先頭集団は激しくバトルしながらどんどん離れていく。
すごい…!!
ラインの取り方、車の挙動、どれを取っても自分のそれとは別次元だった。
…そりゃそうだ。
中盤のダブルイエローで完全に離されてしまったけど、可能な限り前を追った。
そうしてあっという間に4位でチェッカー!!
ピットウォールに押し寄せるチームのみんなが見えて、手を挙げて応えた。
その瞬間、胸と目頭が熱くなった。
無線から「よくやった!!本当によくやった!!」塾長の大きな声が脳に響く。
優勝したかと思った。

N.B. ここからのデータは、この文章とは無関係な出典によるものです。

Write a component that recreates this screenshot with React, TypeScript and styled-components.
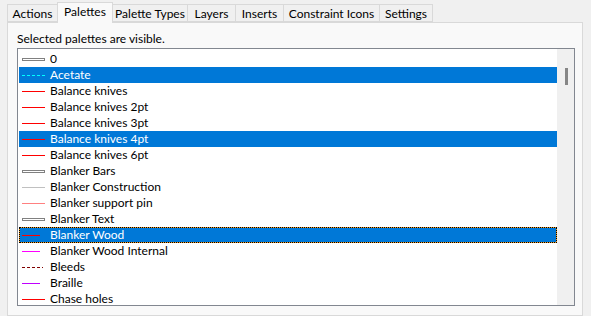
import React from "react";
import styled, { createGlobalStyle } from "styled-components";

const GlobalStyle = createGlobalStyle`
  html, body {
    margin: 0;
    padding: 0;
    background: #f0f0f0;
  }
  body {
    font-family: Lato, "Noto Sans", sans-serif;
    font-size: 12px;
    color: #000;
  }
`;

const Window = styled.div`
  width: 591px;
  height: 316px;
  box-sizing: border-box;
  padding: 0 8px 0 7px;
  display: flex;
  flex-direction: column;
  overflow: hidden;
  background: #f0f0f0;
`;

const TabBar = styled.div`
  display: flex;
  align-items: flex-end;
  height: 22px;
  position: relative;
  z-index: 1;
`;

const Tab = styled.div<{ $active?: boolean; $w: number }>`
  box-sizing: border-box;
  width: ${(p) => p.$w}px;
  height: ${(p) => (p.$active ? 21 : 18)}px;
  margin-bottom: ${(p) => (p.$active ? -1 : 0)}px;
  margin-left: -1px;
  border: 1px solid #d9d9d9;
  border-bottom: ${(p) => (p.$active ? "none" : "1px solid #d9d9d9")};
  background: ${(p) => (p.$active ? "#f9f9f9" : "#f0f0f0")};
  display: flex;
  align-items: center;
  justify-content: center;
  padding-bottom: ${(p) => (p.$active ? 3 : 0)}px;
  white-space: nowrap;
  z-index: ${(p) => (p.$active ? 2 : 1)};

  &:first-child {
    margin-left: 0;
  }
`;

const Panel = styled.div`
  flex: 1;
  box-sizing: border-box;
  background: #f9f9f9;
  border: 1px solid #d9d9d9;
  padding: 8px 8px 0 9px;
  display: flex;
  flex-direction: column;
  gap: 1px;
`;

const Caption = styled.div`
  line-height: 16px;
  height: 16px;
`;

const ListBox = styled.div`
  box-sizing: border-box;
  width: 558px;
  height: 258px;
  border: 1px solid #828790;
  background: #fff;
  display: flex;
  overflow: hidden;
`;

const Rows = styled.div`
  flex: 1;
  padding: 2px 0 0 1px;
  overflow: hidden;
`;

const Row = styled.div<{ $selected?: boolean; $focused?: boolean }>`
  height: 16px;
  display: flex;
  align-items: center;
  gap: 5px;
  padding-left: 3px;
  box-sizing: border-box;
  background: ${(p) => (p.$selected ? "#0078d7" : "transparent")};
  color: ${(p) => (p.$selected ? "#fff" : "#000")};
  white-space: nowrap;
  ${(p) =>
    p.$focused &&
    `
    box-shadow: inset 0 0 0 1px #f29b1f;
    outline: 1px dotted #000;
    outline-offset: -1px;
  `}
`;

const Label = styled.span`
  line-height: 16px;
`;

const ScrollTrack = styled.div`
  width: 17px;
  background: #f0f0f0;
  display: flex;
  justify-content: center;
  padding-top: 19px;
  box-sizing: border-box;
`;

const Thumb = styled.div`
  width: 3px;
  height: 17px;
  margin-left: 1px;
  background: #868686;
`;

type Kind = "double" | "solid" | "dashed";

interface Palette {
  name: string;
  kind: Kind;
  color: string;
  len?: number;
  selected?: boolean;
  focused?: boolean;
}

const palettes: Palette[] = [
  { name: "0", kind: "double", color: "#808080" },
  { name: "Acetate", kind: "dashed", color: "#00ffff", selected: true },
  { name: "Balance knives", kind: "solid", color: "#ff0000" },
  { name: "Balance knives 2pt", kind: "solid", color: "#ff0000" },
  { name: "Balance knives 3pt", kind: "solid", color: "#ff0000" },
  { name: "Balance knives 4pt", kind: "solid", color: "#ff0000", selected: true },
  { name: "Balance knives 6pt", kind: "solid", color: "#ff0000" },
  { name: "Blanker Bars", kind: "double", color: "#808080" },
  { name: "Blanker Construction", kind: "solid", color: "#c0c0c0" },
  { name: "Blanker support pin", kind: "solid", color: "#ff8080" },
  { name: "Blanker Text", kind: "double", color: "#808080" },
  { name: "Blanker Wood", kind: "solid", color: "#ff0000", len: 18, selected: true, focused: true },
  { name: "Blanker Wood Internal", kind: "solid", color: "#ff00ff", len: 18 },
  { name: "Bleeds", kind: "dashed", color: "#800000", len: 21 },
  { name: "Braille", kind: "solid", color: "#c000ff", len: 18 },
  { name: "Chase holes", kind: "solid", color: "#ff0000" },
];

function LineSample({ kind, color, len = 23 }: { kind: Kind; color: string; len?: number }) {
  return (
    <svg width="23" height="16" viewBox="0 0 23 16" style={{ flex: "none" }}>
      {kind === "double" && (
        <rect x="0.5" y="7.5" width="22" height="2" fill="#fff" stroke={color} strokeWidth="1" />
      )}
      {kind === "solid" && <line x1="0" y1="8.5" x2={len} y2="8.5" stroke={color} strokeWidth="1" />}
      {kind === "dashed" && (
        <line
          x1="0"
          y1="8.5"
          x2={len}
          y2="8.5"
          stroke={color}
          strokeWidth="1"
          strokeDasharray="3 2"
        />
      )}
    </svg>
  );
}

const tabs = [
  { label: "Actions", w: 51 },
  { label: "Palettes", w: 56 },
  { label: "Palette Types", w: 76 },
  { label: "Layers", w: 49 },
  { label: "Inserts", w: 49 },
  { label: "Constraint Icons", w: 97 },
  { label: "Settings", w: 54 },
];

export default function App() {
  return (
    <>
      <GlobalStyle />
      <Window>
        <TabBar>
          {tabs.map((t) => (
            <Tab key={t.label} $w={t.w} $active={t.label === "Palettes"}>
              {t.label}
            </Tab>
          ))}
        </TabBar>
        <Panel>
          <Caption>Selected palettes are visible.</Caption>
          <ListBox>
            <Rows>
              {palettes.map((p) => (
                <Row key={p.name} $selected={p.selected} $focused={p.focused}>
                  <LineSample kind={p.kind} color={p.color} len={p.len} />
                  <Label>{p.name}</Label>
                </Row>
              ))}
            </Rows>
            <ScrollTrack>
              <Thumb />
            </ScrollTrack>
          </ListBox>
        </Panel>
      </Window>
    </>
  );
}
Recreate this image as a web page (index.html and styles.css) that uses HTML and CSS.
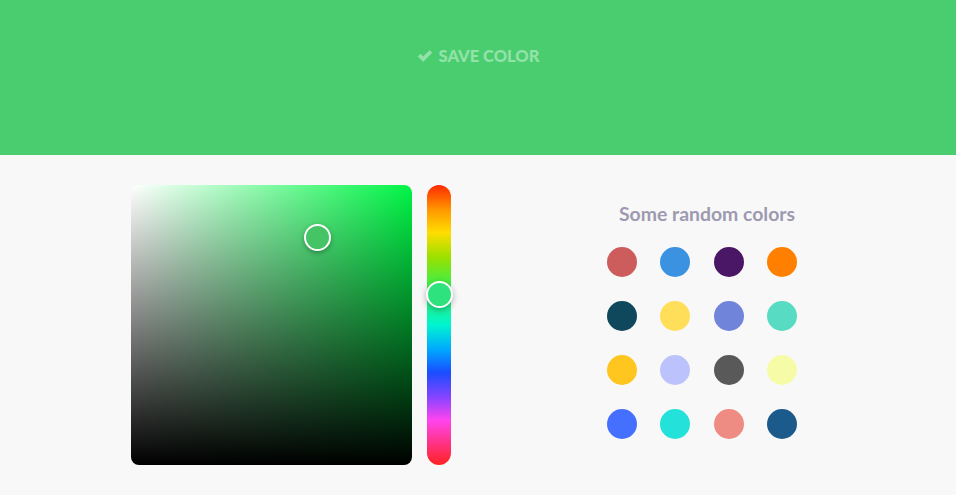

(笑)

それにしても、この時の気持ちを表現するのは難しい。
フワーっとした、光に満ちたような幸福感。
心が小刻みに震え、身体から湧き出る達成感。
他にも安堵や冷めない興奮、色々なものが押し寄せた。
あの気持ちを一度味わったら、もうダメだ。
完全にレースの虜になった。

レース2は全く緊張せず、早く走り出したい気持ちで溢れていた。
直前まで雨が降りウエット宣言まで出たが、グリッドでは西陽にスポットを当ててもらった。
最後もドライで走れる事に感謝しながら、
タイヤも4本ユーズドだし、出来る事は限られている。
けど、この週末で学んだ事を出し切りたい!!
そんな事を考えながらレーススタート!
ペースは悪くなかった。
終始3番手をぎりぎり視界に捉えていたし。
レース後半にはセクターベストを更新しながら、かなりの手応えを感じていた。
フロントタイヤはキツいけど、それでもベストが出るんだからまだいける…!
そう思った矢先、ビクトリーコーナー進入でスピン!グラベルでストップ……。
残り2分で痛恨のミスだった。

はぁ、こんな終わり方……。
と思っていたら、オフィシャルの方からリスタート出来そうですか?!と。
バンパー付いてるかも分かんなかったけど、反射的に、はい!!!って答えてハーネス締めてた。

ゆっくりコースに戻り、砂利を撒きながらチェッカーを受けさせてもらった。
本当にありがたかった…。
コース脇で終わるのと、最後尾でもゴール出来るのでは、気持ちに雲泥の差があった。
無線からは塾長と、このチャンスを下さった高野社長からメッセージを頂いた。
「お疲れさん!上出来だよ!良いレースだった!」
僕からはただ申し訳ない、やり過ぎてしまったとしか言えなかった。
それでもピットに戻ると、こちらに駆け寄って来てくれて、後半の走りを良かったと言ってくれる仲間がいた。
そのおかげで、攻めて良かったと思えるようになった。
結果は残念だったけど、それを残念と感じさせないでくれたのがチームのみんなだった。

こうして僕の初のレースウィークは終わった。
最初に申し上げた通り、最高の週末だった。

支えて下さったチームの皆さん。
応援に来て下さった皆さん。
指導して下さった砂子塾長、東風谷さん。
チャンスを下さった(株)ダイワグループ 高野社長。
自分自身の努力はもちろんだけど、皆様のおかげでこの気持ちを味わう事が出来ました。
本当に、ありがとうございました。
今後もこの最高を超えるべく、努力して参ります。

僕のレース人生は、始まったばかりです。